The strength of judges is a decisive element in the performance of the court. But that is not the sole criterion in determining the quality of the institution. Judges play a primary role in judicial management. The quality of the judiciary revolves round the merit of the judges and the qualitative input/support the bench receives from all around.
The contrasting interpretations in similar issue by the higher judiciary quite often pose endless troubles to lower judiciary in finding the right perspective on an issue from diverse ones. This inconsistency makes adjudication a gamble in which the stratagem of lawyers and incompetence of the judges play a crucial part.
To vitalize judiciary, the stays and endless adjournments should be firmly curbed. Frivolous appeals must be minimized by enforcing rules and procedures strictly. Long winding arguments and pretty long argument-notes should be discouraged. There should be broadly fixed time limit for arguments. Adjournments on personal grounds, except for illness, should not be allowed. The ongoing practice of filing any number of interim and interlocutory applications in civil courts should come to an end. No appeal or interlocutory applications should be allowed except in issues that cannot be dealt with in the final orders. The filing of written arguments must be enforced.

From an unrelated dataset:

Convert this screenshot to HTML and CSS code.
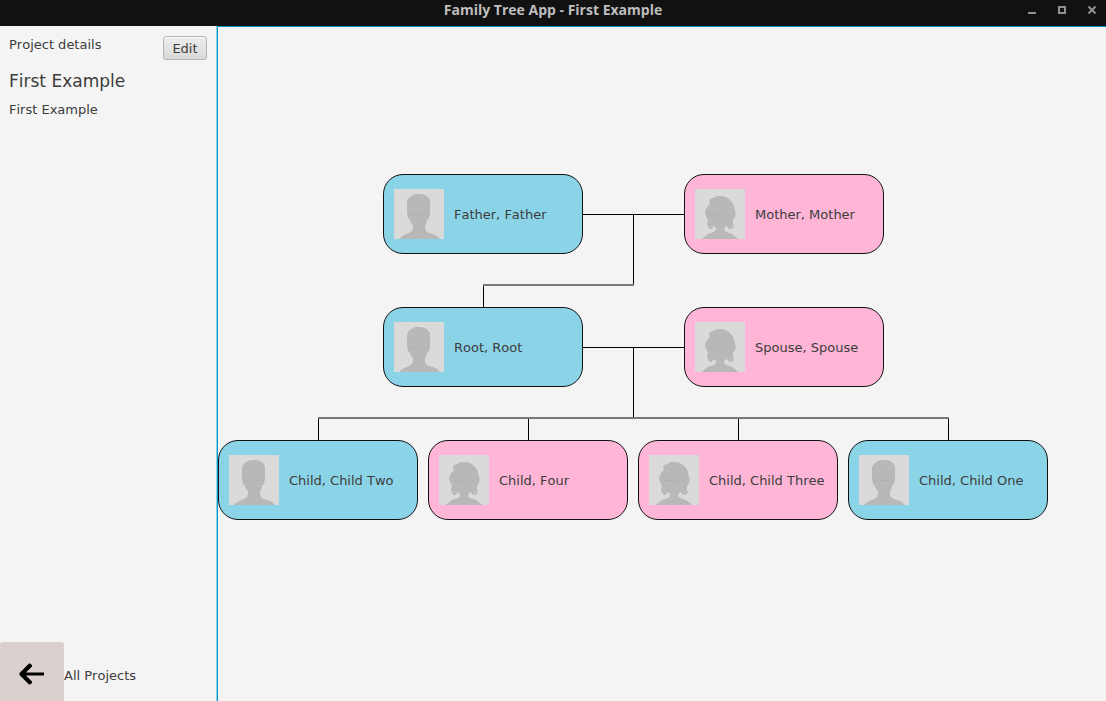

In short, the problems that make lower judiciary vulnerable and weak are litigation explosion, increase in legislations, increasing election petitions/cheque cases/etc, inadequacy of judges, non-merit of judges, inadequacy of staff members, insufficiency of infrastructure in courts, wrong priorities in disposal of cases, hastily made imperfect legislations, absence of talented lawyers, ignorance of statutes/procedures among stakeholders, shoddy police work, and inept prosecution. They need immediate attention and curing. No doubt, strengthening lower judiciary is far more important than introducing Court of Appeals in between the High Court and the Supreme Court or establishing more Benches of the Supreme Court in different parts of the country.